▸ Aim
Return each line that holds the word "this".

▸ Record excerpts
%%

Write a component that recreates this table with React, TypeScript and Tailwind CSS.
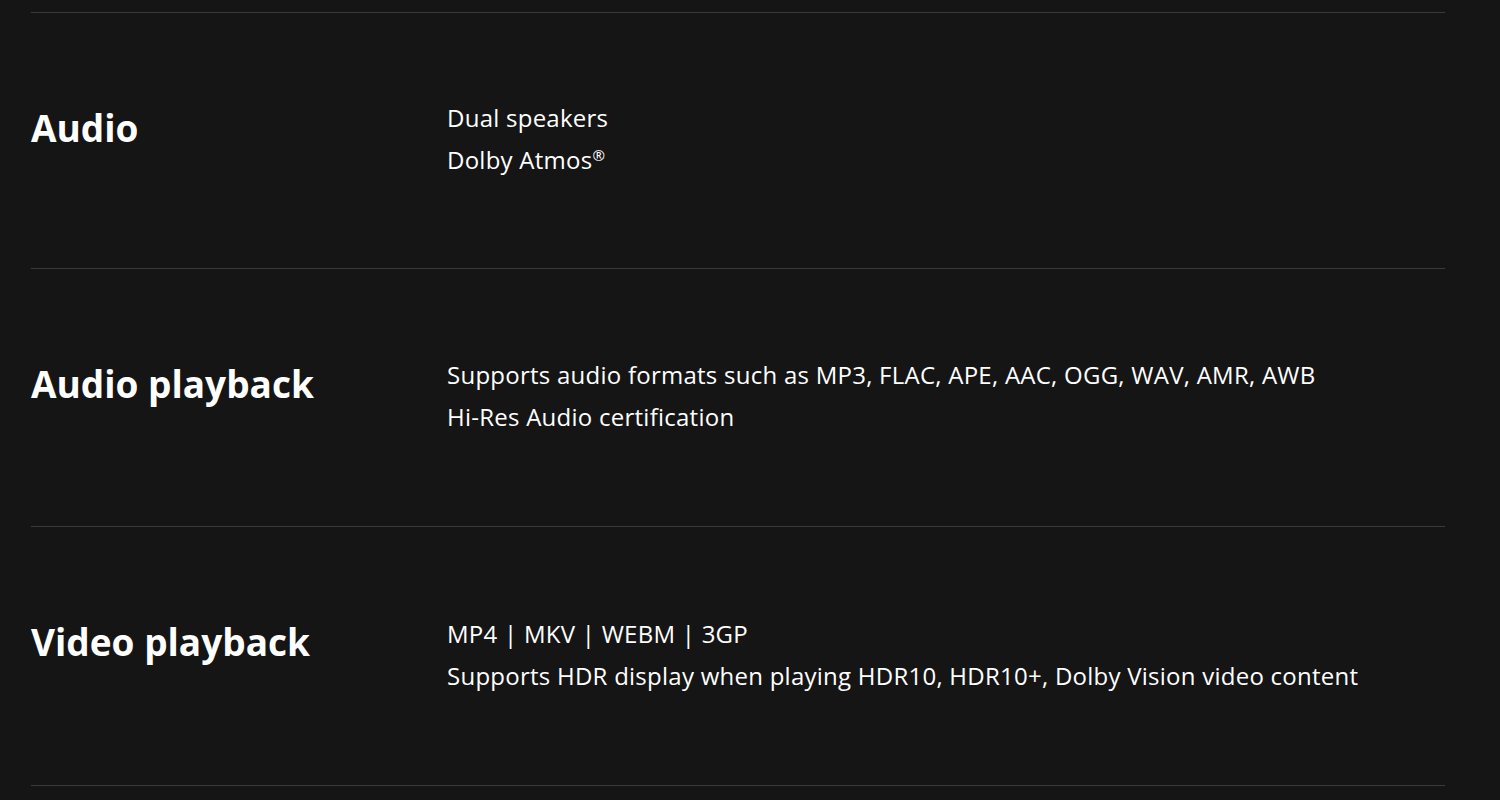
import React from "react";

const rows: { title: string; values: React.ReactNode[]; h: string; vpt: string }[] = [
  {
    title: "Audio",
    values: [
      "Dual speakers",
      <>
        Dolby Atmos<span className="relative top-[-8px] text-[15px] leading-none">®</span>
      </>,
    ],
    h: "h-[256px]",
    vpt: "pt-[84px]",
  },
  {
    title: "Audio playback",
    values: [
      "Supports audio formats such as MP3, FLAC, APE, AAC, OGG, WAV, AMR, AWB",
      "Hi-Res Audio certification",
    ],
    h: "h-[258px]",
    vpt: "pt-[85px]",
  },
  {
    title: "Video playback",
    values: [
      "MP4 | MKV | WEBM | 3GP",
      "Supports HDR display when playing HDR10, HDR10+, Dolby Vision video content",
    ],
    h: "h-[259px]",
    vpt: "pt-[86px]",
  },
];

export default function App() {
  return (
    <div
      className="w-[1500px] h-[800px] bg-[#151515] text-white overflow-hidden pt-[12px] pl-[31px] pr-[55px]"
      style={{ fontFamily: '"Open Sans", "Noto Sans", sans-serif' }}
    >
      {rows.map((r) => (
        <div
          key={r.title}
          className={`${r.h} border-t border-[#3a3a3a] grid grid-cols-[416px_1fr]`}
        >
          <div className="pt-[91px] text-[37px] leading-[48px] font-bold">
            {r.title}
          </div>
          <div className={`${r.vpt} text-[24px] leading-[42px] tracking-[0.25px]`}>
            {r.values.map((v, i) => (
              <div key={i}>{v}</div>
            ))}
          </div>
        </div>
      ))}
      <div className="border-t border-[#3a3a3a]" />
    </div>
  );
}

%%
%%

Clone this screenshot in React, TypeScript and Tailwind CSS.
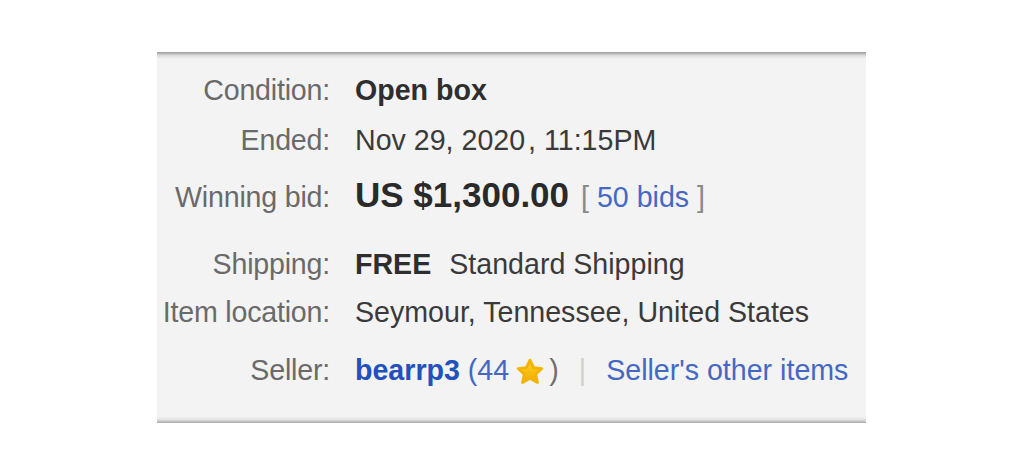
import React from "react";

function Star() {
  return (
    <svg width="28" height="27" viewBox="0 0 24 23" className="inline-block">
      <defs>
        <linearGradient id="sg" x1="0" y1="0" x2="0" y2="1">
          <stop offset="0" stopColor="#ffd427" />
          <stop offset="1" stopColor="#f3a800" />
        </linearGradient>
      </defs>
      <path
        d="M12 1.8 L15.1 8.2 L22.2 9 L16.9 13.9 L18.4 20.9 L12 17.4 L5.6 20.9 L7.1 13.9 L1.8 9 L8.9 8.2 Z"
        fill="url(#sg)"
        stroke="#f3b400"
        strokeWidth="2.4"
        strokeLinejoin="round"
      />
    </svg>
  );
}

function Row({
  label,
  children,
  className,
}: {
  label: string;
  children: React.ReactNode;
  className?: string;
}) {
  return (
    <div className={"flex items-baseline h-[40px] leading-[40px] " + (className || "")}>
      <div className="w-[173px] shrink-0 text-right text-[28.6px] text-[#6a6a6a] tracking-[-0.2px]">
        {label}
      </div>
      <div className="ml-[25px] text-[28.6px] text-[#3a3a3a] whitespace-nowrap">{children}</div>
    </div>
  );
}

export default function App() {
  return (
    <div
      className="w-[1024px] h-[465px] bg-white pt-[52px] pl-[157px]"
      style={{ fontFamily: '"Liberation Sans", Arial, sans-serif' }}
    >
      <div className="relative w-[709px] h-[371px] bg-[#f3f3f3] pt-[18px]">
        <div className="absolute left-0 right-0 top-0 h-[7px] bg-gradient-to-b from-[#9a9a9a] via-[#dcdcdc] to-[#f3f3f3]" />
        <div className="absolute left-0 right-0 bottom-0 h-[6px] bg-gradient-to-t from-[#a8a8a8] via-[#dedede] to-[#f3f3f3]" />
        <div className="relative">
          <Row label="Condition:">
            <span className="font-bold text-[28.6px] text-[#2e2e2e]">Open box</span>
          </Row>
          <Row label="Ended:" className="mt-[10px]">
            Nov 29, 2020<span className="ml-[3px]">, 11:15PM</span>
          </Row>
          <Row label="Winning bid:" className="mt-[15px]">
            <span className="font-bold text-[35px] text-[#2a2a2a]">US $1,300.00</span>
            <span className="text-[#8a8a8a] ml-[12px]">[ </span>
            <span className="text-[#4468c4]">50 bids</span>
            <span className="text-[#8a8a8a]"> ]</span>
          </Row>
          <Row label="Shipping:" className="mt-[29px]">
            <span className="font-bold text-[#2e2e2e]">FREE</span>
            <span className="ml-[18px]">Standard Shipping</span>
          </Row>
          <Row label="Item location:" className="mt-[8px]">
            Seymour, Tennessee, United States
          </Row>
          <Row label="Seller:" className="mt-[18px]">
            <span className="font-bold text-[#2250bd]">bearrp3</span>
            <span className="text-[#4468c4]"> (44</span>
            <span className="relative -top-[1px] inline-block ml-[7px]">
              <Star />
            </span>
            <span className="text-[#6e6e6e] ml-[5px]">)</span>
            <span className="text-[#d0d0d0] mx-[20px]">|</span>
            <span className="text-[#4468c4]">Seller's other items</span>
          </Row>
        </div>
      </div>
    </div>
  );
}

%%

▸ Answer for the task
Write a component that recreates this table with React, TypeScript and Tailwind CSS.
Clone this screenshot in React, TypeScript and Tailwind CSS.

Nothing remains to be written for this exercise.